Written problem:
Leave out the pictures and reproduce all of the data exactly.
## Begin Provided data
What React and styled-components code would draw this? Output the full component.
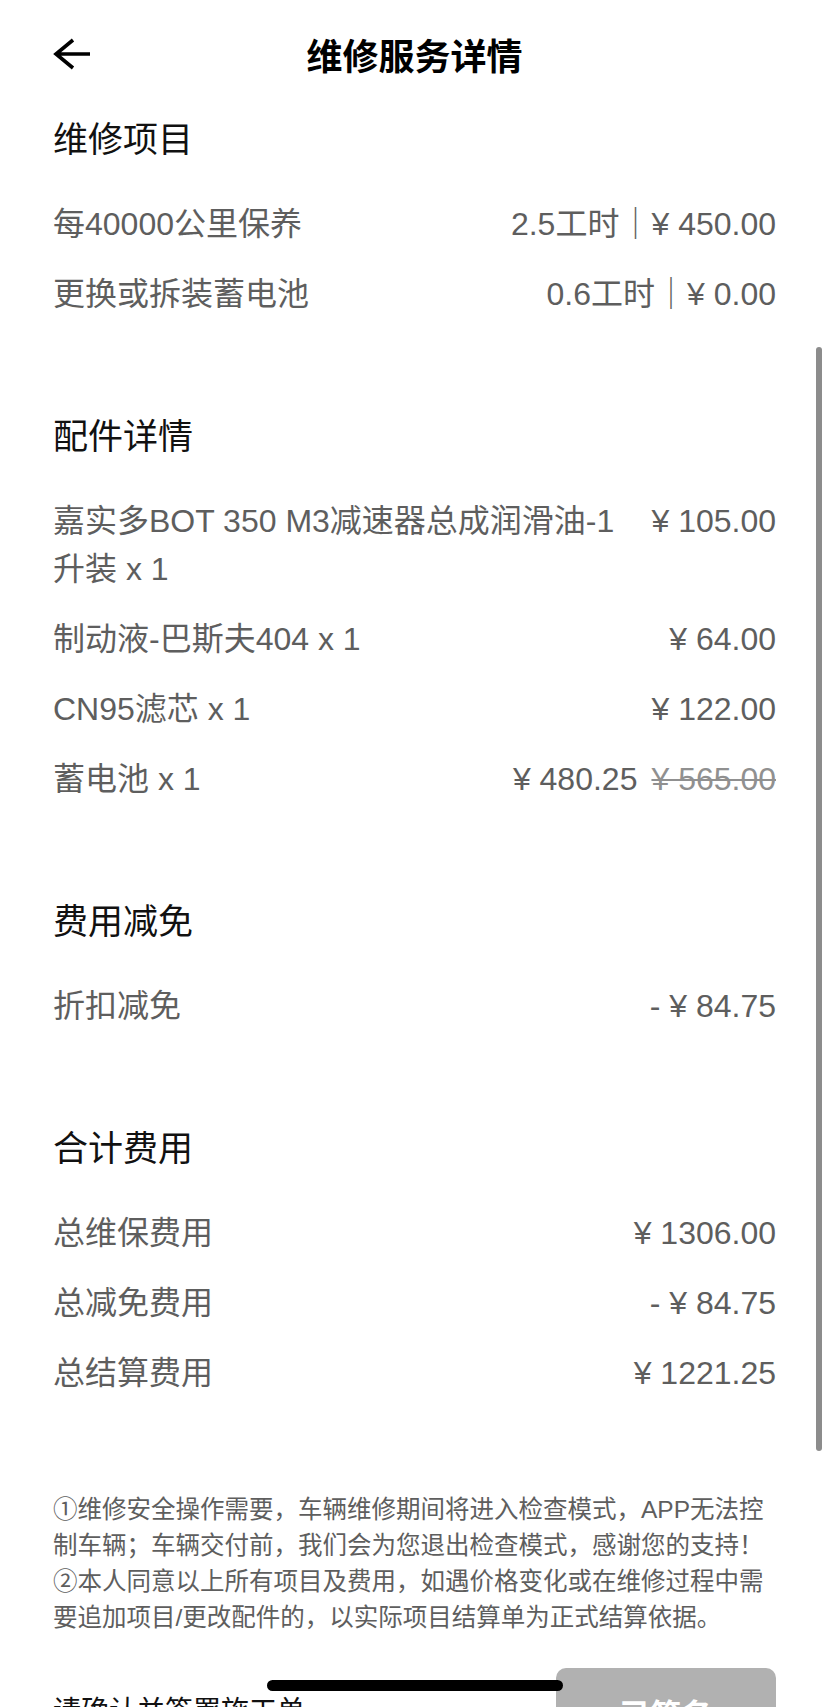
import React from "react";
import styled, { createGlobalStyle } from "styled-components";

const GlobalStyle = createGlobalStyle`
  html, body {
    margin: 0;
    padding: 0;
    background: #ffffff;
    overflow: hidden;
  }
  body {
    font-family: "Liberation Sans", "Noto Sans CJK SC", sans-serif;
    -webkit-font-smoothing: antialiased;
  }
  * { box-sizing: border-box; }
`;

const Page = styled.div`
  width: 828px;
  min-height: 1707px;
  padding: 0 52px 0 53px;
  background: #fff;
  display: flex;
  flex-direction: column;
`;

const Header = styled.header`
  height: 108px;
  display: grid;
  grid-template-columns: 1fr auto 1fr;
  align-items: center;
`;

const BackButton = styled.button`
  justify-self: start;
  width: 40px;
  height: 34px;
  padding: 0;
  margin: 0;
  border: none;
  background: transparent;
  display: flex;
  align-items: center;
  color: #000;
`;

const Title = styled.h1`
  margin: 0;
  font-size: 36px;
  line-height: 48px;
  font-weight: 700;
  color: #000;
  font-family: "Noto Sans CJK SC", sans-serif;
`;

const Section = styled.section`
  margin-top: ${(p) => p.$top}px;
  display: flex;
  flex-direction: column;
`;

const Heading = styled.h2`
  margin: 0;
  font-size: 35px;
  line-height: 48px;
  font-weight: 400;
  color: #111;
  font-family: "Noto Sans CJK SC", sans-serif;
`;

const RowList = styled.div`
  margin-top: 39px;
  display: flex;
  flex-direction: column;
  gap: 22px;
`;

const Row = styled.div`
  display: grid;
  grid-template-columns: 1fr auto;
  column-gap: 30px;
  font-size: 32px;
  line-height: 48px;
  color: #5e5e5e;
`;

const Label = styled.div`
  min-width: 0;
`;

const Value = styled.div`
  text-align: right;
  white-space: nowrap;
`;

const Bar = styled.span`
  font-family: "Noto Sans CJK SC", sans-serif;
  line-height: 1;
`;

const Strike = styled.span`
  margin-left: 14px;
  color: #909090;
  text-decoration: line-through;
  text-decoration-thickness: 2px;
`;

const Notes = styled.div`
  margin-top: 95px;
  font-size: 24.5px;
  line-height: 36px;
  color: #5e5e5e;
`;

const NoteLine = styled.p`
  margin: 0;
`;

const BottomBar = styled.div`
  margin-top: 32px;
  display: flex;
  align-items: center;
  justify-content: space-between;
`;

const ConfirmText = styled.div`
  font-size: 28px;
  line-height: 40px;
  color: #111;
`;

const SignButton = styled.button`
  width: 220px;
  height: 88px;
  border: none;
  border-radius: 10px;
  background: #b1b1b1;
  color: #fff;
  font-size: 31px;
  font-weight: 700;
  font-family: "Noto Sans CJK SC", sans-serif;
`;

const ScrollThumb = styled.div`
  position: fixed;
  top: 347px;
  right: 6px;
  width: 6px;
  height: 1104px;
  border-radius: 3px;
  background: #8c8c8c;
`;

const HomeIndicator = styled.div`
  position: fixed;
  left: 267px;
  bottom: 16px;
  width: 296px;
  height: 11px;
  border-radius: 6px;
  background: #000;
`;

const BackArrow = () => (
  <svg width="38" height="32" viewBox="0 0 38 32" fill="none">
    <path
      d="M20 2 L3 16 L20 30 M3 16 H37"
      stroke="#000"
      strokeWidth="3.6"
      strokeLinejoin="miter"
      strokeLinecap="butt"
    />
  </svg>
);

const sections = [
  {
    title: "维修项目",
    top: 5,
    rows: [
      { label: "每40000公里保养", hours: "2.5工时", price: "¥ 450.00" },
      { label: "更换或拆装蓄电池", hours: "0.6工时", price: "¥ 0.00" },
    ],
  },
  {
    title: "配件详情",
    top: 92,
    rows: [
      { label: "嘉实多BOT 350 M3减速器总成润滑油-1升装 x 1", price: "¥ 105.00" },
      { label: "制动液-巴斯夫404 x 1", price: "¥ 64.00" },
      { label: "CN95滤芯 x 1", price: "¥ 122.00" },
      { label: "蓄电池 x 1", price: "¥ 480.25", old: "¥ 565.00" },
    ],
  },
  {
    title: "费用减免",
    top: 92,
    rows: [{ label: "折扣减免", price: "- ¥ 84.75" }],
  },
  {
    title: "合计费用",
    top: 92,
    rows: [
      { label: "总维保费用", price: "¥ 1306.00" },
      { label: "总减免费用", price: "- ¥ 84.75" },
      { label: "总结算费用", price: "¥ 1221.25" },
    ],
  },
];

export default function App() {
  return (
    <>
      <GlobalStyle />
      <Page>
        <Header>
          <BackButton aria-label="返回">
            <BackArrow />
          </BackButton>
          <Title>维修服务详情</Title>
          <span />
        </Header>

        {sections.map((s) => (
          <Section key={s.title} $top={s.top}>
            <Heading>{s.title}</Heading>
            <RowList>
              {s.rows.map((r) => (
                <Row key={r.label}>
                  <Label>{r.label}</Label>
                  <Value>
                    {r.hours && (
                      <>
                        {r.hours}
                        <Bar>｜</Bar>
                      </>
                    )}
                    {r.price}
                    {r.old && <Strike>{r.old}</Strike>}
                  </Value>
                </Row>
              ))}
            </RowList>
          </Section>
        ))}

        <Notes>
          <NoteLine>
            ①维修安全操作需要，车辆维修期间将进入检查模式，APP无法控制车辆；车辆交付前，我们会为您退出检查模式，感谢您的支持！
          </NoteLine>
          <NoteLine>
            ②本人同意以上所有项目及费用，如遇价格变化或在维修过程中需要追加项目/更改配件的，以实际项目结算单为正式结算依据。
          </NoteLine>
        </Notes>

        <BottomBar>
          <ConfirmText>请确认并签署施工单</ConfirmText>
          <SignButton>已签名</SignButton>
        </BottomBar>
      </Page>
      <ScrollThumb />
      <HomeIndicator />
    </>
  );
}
## End Provided data
Answer to the task:
What React and styled-components code would draw this? Output the full component.
import React from "react";
import styled, { createGlobalStyle } from "styled-components";

const GlobalStyle = createGlobalStyle`
  html, body {
    margin: 0;
    padding: 0;
    background: #ffffff;
    overflow: hidden;
  }
  body {
    font-family: "Liberation Sans", "Noto Sans CJK SC", sans-serif;
    -webkit-font-smoothing: antialiased;
  }
  * { box-sizing: border-box; }
`;

const Page = styled.div`
  width: 828px;
  min-height: 1707px;
  padding: 0 52px 0 53px;
  background: #fff;
  display: flex;
  flex-direction: column;
`;

const Header = styled.header`
  height: 108px;
  display: grid;
  grid-template-columns: 1fr auto 1fr;
  align-items: center;
`;

const BackButton = styled.button`
  justify-self: start;
  width: 40px;
  height: 34px;
  padding: 0;
  margin: 0;
  border: none;
  background: transparent;
  display: flex;
  align-items: center;
  color: #000;
`;

const Title = styled.h1`
  margin: 0;
  font-size: 36px;
  line-height: 48px;
  font-weight: 700;
  color: #000;
  font-family: "Noto Sans CJK SC", sans-serif;
`;

const Section = styled.section`
  margin-top: ${(p) => p.$top}px;
  display: flex;
  flex-direction: column;
`;

const Heading = styled.h2`
  margin: 0;
  font-size: 35px;
  line-height: 48px;
  font-weight: 400;
  color: #111;
  font-family: "Noto Sans CJK SC", sans-serif;
`;

const RowList = styled.div`
  margin-top: 39px;
  display: flex;
  flex-direction: column;
  gap: 22px;
`;

const Row = styled.div`
  display: grid;
  grid-template-columns: 1fr auto;
  column-gap: 30px;
  font-size: 32px;
  line-height: 48px;
  color: #5e5e5e;
`;

const Label = styled.div`
  min-width: 0;
`;

const Value = styled.div`
  text-align: right;
  white-space: nowrap;
`;

const Bar = styled.span`
  font-family: "Noto Sans CJK SC", sans-serif;
  line-height: 1;
`;

const Strike = styled.span`
  margin-left: 14px;
  color: #909090;
  text-decoration: line-through;
  text-decoration-thickness: 2px;
`;

const Notes = styled.div`
  margin-top: 95px;
  font-size: 24.5px;
  line-height: 36px;
  color: #5e5e5e;
`;

const NoteLine = styled.p`
  margin: 0;
`;

const BottomBar = styled.div`
  margin-top: 32px;
  display: flex;
  align-items: center;
  justify-content: space-between;
`;

const ConfirmText = styled.div`
  font-size: 28px;
  line-height: 40px;
  color: #111;
`;

const SignButton = styled.button`
  width: 220px;
  height: 88px;
  border: none;
  border-radius: 10px;
  background: #b1b1b1;
  color: #fff;
  font-size: 31px;
  font-weight: 700;
  font-family: "Noto Sans CJK SC", sans-serif;
`;

const ScrollThumb = styled.div`
  position: fixed;
  top: 347px;
  right: 6px;
  width: 6px;
  height: 1104px;
  border-radius: 3px;
  background: #8c8c8c;
`;

const HomeIndicator = styled.div`
  position: fixed;
  left: 267px;
  bottom: 16px;
  width: 296px;
  height: 11px;
  border-radius: 6px;
  background: #000;
`;

const BackArrow = () => (
  <svg width="38" height="32" viewBox="0 0 38 32" fill="none">
    <path
      d="M20 2 L3 16 L20 30 M3 16 H37"
      stroke="#000"
      strokeWidth="3.6"
      strokeLinejoin="miter"
      strokeLinecap="butt"
    />
  </svg>
);

const sections = [
  {
    title: "维修项目",
    top: 5,
    rows: [
      { label: "每40000公里保养", hours: "2.5工时", price: "¥ 450.00" },
      { label: "更换或拆装蓄电池", hours: "0.6工时", price: "¥ 0.00" },
    ],
  },
  {
    title: "配件详情",
    top: 92,
    rows: [
      { label: "嘉实多BOT 350 M3减速器总成润滑油-1升装 x 1", price: "¥ 105.00" },
      { label: "制动液-巴斯夫404 x 1", price: "¥ 64.00" },
      { label: "CN95滤芯 x 1", price: "¥ 122.00" },
      { label: "蓄电池 x 1", price: "¥ 480.25", old: "¥ 565.00" },
    ],
  },
  {
    title: "费用减免",
    top: 92,
    rows: [{ label: "折扣减免", price: "- ¥ 84.75" }],
  },
  {
    title: "合计费用",
    top: 92,
    rows: [
      { label: "总维保费用", price: "¥ 1306.00" },
      { label: "总减免费用", price: "- ¥ 84.75" },
      { label: "总结算费用", price: "¥ 1221.25" },
    ],
  },
];

export default function App() {
  return (
    <>
      <GlobalStyle />
      <Page>
        <Header>
          <BackButton aria-label="返回">
            <BackArrow />
          </BackButton>
          <Title>维修服务详情</Title>
          <span />
        </Header>

        {sections.map((s) => (
          <Section key={s.title} $top={s.top}>
            <Heading>{s.title}</Heading>
            <RowList>
              {s.rows.map((r) => (
                <Row key={r.label}>
                  <Label>{r.label}</Label>
                  <Value>
                    {r.hours && (
                      <>
                        {r.hours}
                        <Bar>｜</Bar>
                      </>
                    )}
                    {r.price}
                    {r.old && <Strike>{r.old}</Strike>}
                  </Value>
                </Row>
              ))}
            </RowList>
          </Section>
        ))}

        <Notes>
          <NoteLine>
            ①维修安全操作需要，车辆维修期间将进入检查模式，APP无法控制车辆；车辆交付前，我们会为您退出检查模式，感谢您的支持！
          </NoteLine>
          <NoteLine>
            ②本人同意以上所有项目及费用，如遇价格变化或在维修过程中需要追加项目/更改配件的，以实际项目结算单为正式结算依据。
          </NoteLine>
        </Notes>

        <BottomBar>
          <ConfirmText>请确认并签署施工单</ConfirmText>
          <SignButton>已签名</SignButton>
        </BottomBar>
      </Page>
      <ScrollThumb />
      <HomeIndicator />
    </>
  );
}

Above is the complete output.